* _WHAT NEEDS TO BE DONE_: Look at the data below and print exactly the lines from its first line through the line with "import React from"; the pictures stay out of the copy.

___ COLLECTED DATA

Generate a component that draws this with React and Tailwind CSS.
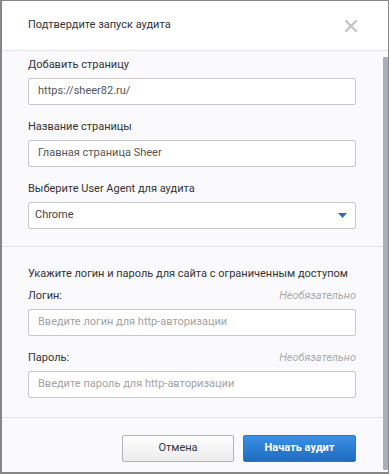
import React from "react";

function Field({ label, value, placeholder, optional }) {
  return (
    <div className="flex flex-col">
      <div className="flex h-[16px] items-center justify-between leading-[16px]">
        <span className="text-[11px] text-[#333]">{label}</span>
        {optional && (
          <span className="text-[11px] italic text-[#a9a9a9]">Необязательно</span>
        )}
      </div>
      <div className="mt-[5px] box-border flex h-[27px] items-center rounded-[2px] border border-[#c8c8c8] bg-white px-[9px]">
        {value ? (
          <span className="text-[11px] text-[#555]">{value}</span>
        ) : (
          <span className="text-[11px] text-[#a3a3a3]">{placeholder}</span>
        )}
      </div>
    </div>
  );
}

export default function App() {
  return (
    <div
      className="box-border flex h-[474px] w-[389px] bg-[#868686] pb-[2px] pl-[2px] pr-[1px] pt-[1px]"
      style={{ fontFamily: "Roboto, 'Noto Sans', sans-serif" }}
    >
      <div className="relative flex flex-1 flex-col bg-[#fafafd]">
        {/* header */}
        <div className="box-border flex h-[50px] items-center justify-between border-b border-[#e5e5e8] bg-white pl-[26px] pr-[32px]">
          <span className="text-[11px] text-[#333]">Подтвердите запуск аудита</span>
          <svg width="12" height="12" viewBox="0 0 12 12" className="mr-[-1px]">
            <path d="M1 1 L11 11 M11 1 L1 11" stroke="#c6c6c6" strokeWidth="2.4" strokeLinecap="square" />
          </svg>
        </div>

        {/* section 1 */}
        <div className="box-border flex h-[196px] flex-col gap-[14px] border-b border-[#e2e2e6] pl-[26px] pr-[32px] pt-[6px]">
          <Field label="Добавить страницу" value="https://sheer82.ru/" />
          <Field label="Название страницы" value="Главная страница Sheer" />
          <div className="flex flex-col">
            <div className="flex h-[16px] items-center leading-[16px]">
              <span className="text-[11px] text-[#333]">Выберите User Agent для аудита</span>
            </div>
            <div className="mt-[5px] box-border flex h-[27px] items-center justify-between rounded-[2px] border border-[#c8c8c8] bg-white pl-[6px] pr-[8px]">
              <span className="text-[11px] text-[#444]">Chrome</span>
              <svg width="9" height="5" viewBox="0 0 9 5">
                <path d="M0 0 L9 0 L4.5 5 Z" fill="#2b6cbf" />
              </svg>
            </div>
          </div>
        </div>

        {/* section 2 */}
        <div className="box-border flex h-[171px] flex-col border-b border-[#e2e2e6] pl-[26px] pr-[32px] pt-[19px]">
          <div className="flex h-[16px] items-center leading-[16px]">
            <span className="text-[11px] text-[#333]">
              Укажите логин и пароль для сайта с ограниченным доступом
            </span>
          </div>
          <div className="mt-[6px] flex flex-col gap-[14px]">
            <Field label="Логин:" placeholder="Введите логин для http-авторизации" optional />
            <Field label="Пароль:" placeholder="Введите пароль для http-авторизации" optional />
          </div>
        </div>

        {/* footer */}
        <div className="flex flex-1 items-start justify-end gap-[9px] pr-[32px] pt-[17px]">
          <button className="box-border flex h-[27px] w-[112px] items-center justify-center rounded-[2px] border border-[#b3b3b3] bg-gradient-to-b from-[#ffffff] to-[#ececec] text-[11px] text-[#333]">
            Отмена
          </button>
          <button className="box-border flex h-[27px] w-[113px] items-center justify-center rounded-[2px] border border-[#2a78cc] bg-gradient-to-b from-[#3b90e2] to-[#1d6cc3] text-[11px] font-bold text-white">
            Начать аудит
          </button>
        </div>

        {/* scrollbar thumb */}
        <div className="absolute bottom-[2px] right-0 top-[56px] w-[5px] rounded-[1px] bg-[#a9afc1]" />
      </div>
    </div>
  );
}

______

* _SOLUTION_:
Generate a component that draws this with React and Tailwind CSS.
import React from "react";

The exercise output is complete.